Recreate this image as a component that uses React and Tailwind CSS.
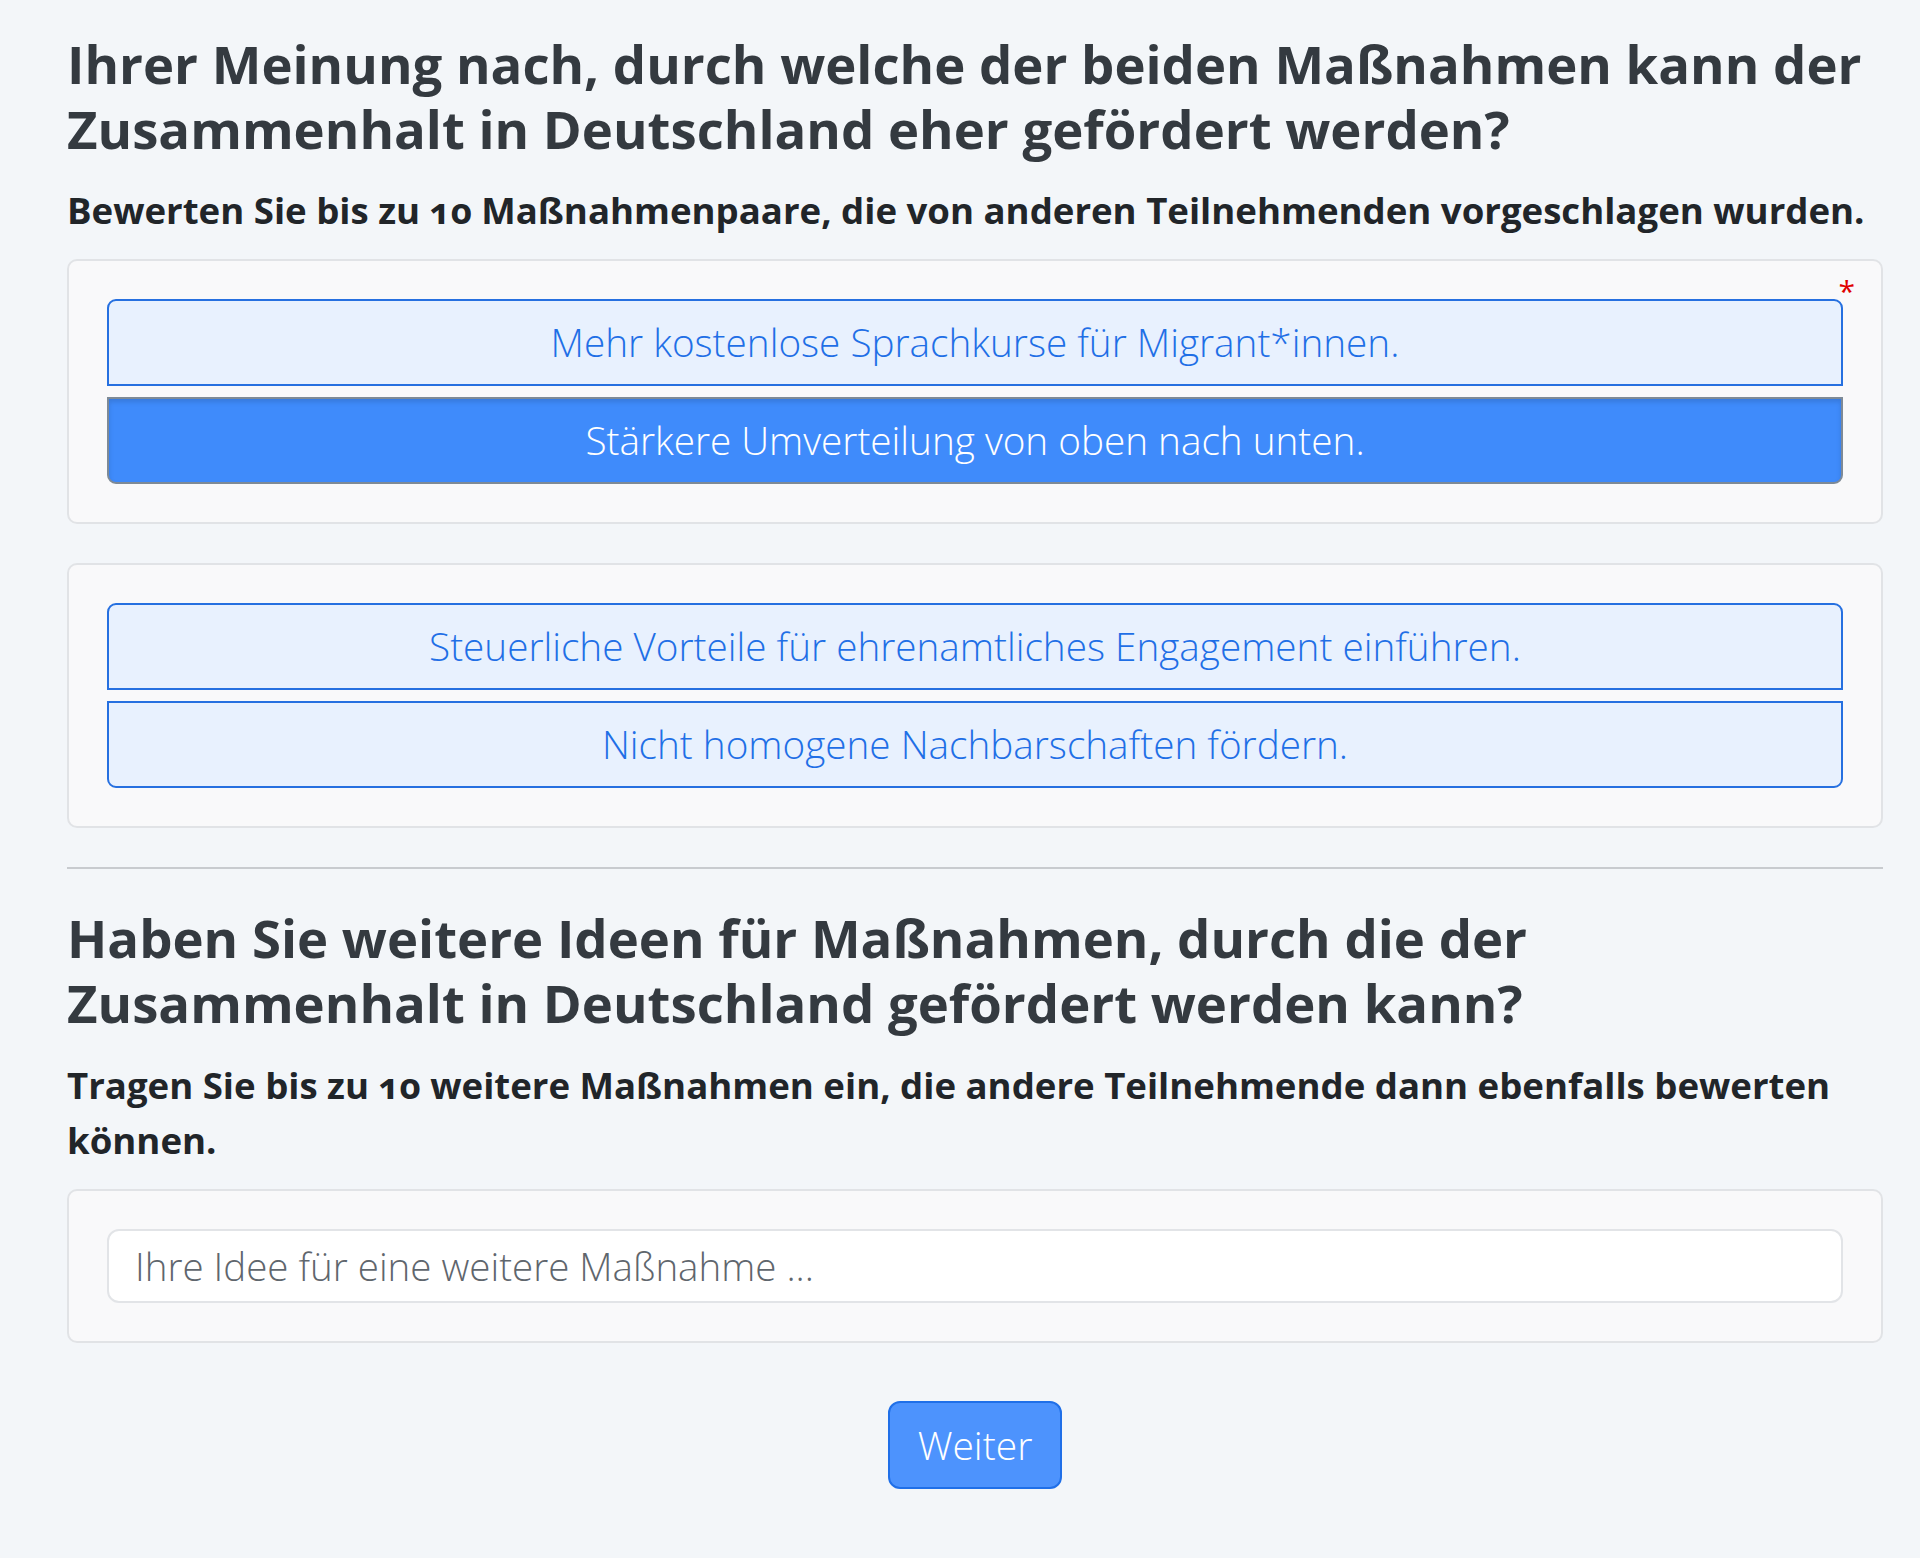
import { useState } from "react";

const pairs = [
  ["Mehr kostenlose Sprachkurse für Migrant*innen.", "Stärkere Umverteilung von oben nach unten."],
  ["Steuerliche Vorteile für ehrenamtliches Engagement einführen.", "Nicht homogene Nachbarschaften fördern."],
];

function Option({ label, selected, first, onClick }) {
  const shape = first ? "rounded-t-[9px]" : "rounded-b-[9px]";
  const look = selected
    ? "bg-[#3f8bfb] border-[#7e8a96] text-white shadow-[inset_0_3px_5px_rgba(0,0,0,0.13)]"
    : "bg-[#e8f1fe] border-[#2670e0] text-[#1f6fe6]";
  return (
    <button
      onClick={onClick}
      className={`h-[87px] w-full border-2 ${shape} ${look} flex items-center justify-center text-[38.7px] font-light leading-[1.5]`}
    >
      {label}
    </button>
  );
}

export default function App() {
  const [choice, setChoice] = useState({ 0: 1 });
  const [idea, setIdea] = useState("");

  return (
    <div className="min-h-screen bg-[#f3f6f9] pl-[67px] pr-[37px] pt-[31px] pb-[69px] font-['Open_Sans',sans-serif]">
      <h2 className="text-[52.7px] leading-[65px] font-bold text-[#343a40]">
        Ihrer Meinung nach, durch welche der beiden Maßnahmen kann der Zusammenhalt in Deutschland eher gefördert werden?
      </h2>
      <p className="mt-[22px] text-[36.6px] leading-[55px] font-bold text-[#212529] oldstyle-nums">
        Bewerten Sie bis zu 10 Maßnahmenpaare, die von anderen Teilnehmenden vorgeschlagen wurden.
      </p>

      {pairs.map((pair, i) => (
        <div
          key={i}
          className={`${i === 0 ? "mt-[21px]" : "mt-[39px]"} rounded-[10px] border-2 border-[#e1e3e6] bg-[#f9f9fa] p-[38px]`}
        >
          <div className="relative flex flex-col gap-[11px]">
            {i === 0 && (
              <span className="absolute right-[-12px] top-[-23px] text-[30px] leading-none text-[#e00000]">*</span>
            )}
            {pair.map((label, j) => (
              <Option
                key={j}
                label={label}
                first={j === 0}
                selected={choice[i] === j}
                onClick={() => setChoice({ ...choice, [i]: j })}
              />
            ))}
          </div>
        </div>
      ))}

      <div className="mt-[39px] h-[2px] bg-[#c8cbcf]" />

      <h2 className="mt-[36px] text-[52.7px] leading-[65px] font-bold text-[#343a40]">
        Haben Sie weitere Ideen für Maßnahmen, durch die der Zusammenhalt in Deutschland gefördert werden kann?
      </h2>
      <p className="mt-[23px] text-[36.6px] leading-[55px] font-bold text-[#212529] oldstyle-nums">
        Tragen Sie bis zu 10 weitere Maßnahmen ein, die andere Teilnehmende dann ebenfalls bewerten können.
      </p>

      <div className="mt-[21px] rounded-[10px] border-2 border-[#e1e3e6] bg-[#f9f9fa] p-[38px]">
        <input
          value={idea}
          onChange={(e) => setIdea(e.target.value)}
          placeholder="Ihre Idee für eine weitere Maßnahme ..."
          className="h-[74px] w-full rounded-[12px] border-2 border-[#e2e4e7] bg-white px-[26px] text-[38.5px] font-light text-[#343a40] placeholder:text-[#5f666d] focus:outline-none"
        />
      </div>

      <div className="mt-[58px] flex justify-center">
        <button className="h-[88px] w-[174px] rounded-[12px] border-2 border-[#1f6fe8] bg-[#4d93fd] text-[39px] font-light text-white">
          Weiter
        </button>
      </div>
    </div>
  );
}
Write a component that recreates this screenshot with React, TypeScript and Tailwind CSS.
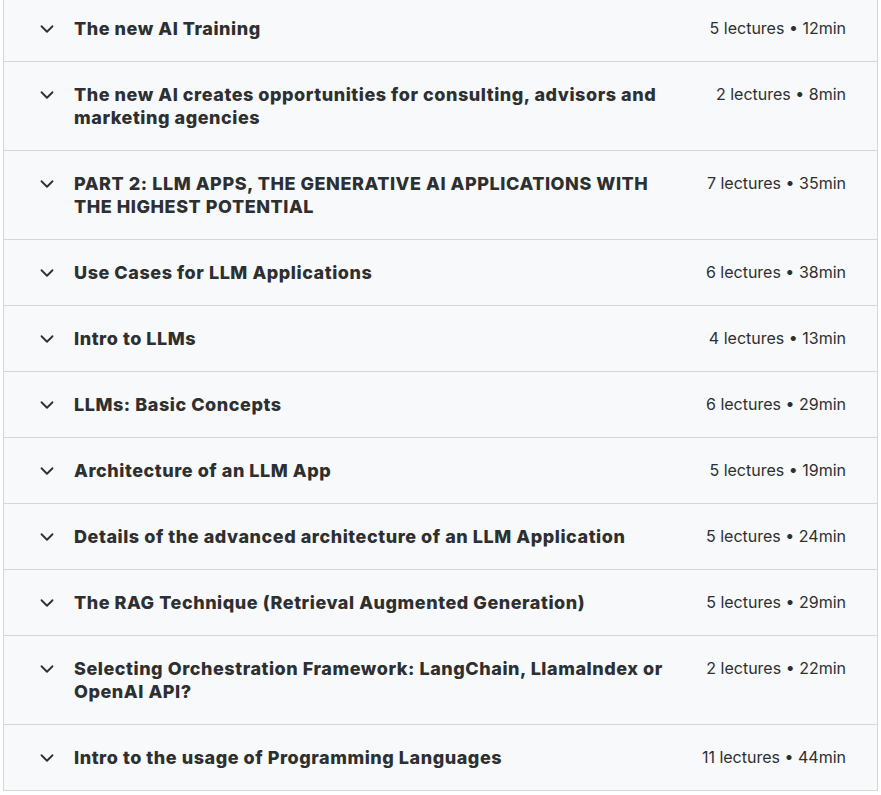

__Exercise__
Copy every record above exactly as written, but leave out the pictures.

__Response to this task__
Recreate this image as a component that uses React and Tailwind CSS.
import { useState } from "react";

const pairs = [
  ["Mehr kostenlose Sprachkurse für Migrant*innen.", "Stärkere Umverteilung von oben nach unten."],
  ["Steuerliche Vorteile für ehrenamtliches Engagement einführen.", "Nicht homogene Nachbarschaften fördern."],
];

function Option({ label, selected, first, onClick }) {
  const shape = first ? "rounded-t-[9px]" : "rounded-b-[9px]";
  const look = selected
    ? "bg-[#3f8bfb] border-[#7e8a96] text-white shadow-[inset_0_3px_5px_rgba(0,0,0,0.13)]"
    : "bg-[#e8f1fe] border-[#2670e0] text-[#1f6fe6]";
  return (
    <button
      onClick={onClick}
      className={`h-[87px] w-full border-2 ${shape} ${look} flex items-center justify-center text-[38.7px] font-light leading-[1.5]`}
    >
      {label}
    </button>
  );
}

export default function App() {
  const [choice, setChoice] = useState({ 0: 1 });
  const [idea, setIdea] = useState("");

  return (
    <div className="min-h-screen bg-[#f3f6f9] pl-[67px] pr-[37px] pt-[31px] pb-[69px] font-['Open_Sans',sans-serif]">
      <h2 className="text-[52.7px] leading-[65px] font-bold text-[#343a40]">
        Ihrer Meinung nach, durch welche der beiden Maßnahmen kann der Zusammenhalt in Deutschland eher gefördert werden?
      </h2>
      <p className="mt-[22px] text-[36.6px] leading-[55px] font-bold text-[#212529] oldstyle-nums">
        Bewerten Sie bis zu 10 Maßnahmenpaare, die von anderen Teilnehmenden vorgeschlagen wurden.
      </p>

      {pairs.map((pair, i) => (
        <div
          key={i}
          className={`${i === 0 ? "mt-[21px]" : "mt-[39px]"} rounded-[10px] border-2 border-[#e1e3e6] bg-[#f9f9fa] p-[38px]`}
        >
          <div className="relative flex flex-col gap-[11px]">
            {i === 0 && (
              <span className="absolute right-[-12px] top-[-23px] text-[30px] leading-none text-[#e00000]">*</span>
            )}
            {pair.map((label, j) => (
              <Option
                key={j}
                label={label}
                first={j === 0}
                selected={choice[i] === j}
                onClick={() => setChoice({ ...choice, [i]: j })}
              />
            ))}
          </div>
        </div>
      ))}

      <div className="mt-[39px] h-[2px] bg-[#c8cbcf]" />

      <h2 className="mt-[36px] text-[52.7px] leading-[65px] font-bold text-[#343a40]">
        Haben Sie weitere Ideen für Maßnahmen, durch die der Zusammenhalt in Deutschland gefördert werden kann?
      </h2>
      <p className="mt-[23px] text-[36.6px] leading-[55px] font-bold text-[#212529] oldstyle-nums">
        Tragen Sie bis zu 10 weitere Maßnahmen ein, die andere Teilnehmende dann ebenfalls bewerten können.
      </p>

      <div className="mt-[21px] rounded-[10px] border-2 border-[#e1e3e6] bg-[#f9f9fa] p-[38px]">
        <input
          value={idea}
          onChange={(e) => setIdea(e.target.value)}
          placeholder="Ihre Idee für eine weitere Maßnahme ..."
          className="h-[74px] w-full rounded-[12px] border-2 border-[#e2e4e7] bg-white px-[26px] text-[38.5px] font-light text-[#343a40] placeholder:text-[#5f666d] focus:outline-none"
        />
      </div>

      <div className="mt-[58px] flex justify-center">
        <button className="h-[88px] w-[174px] rounded-[12px] border-2 border-[#1f6fe8] bg-[#4d93fd] text-[39px] font-light text-white">
          Weiter
        </button>
      </div>
    </div>
  );
}
Write a component that recreates this screenshot with React, TypeScript and Tailwind CSS.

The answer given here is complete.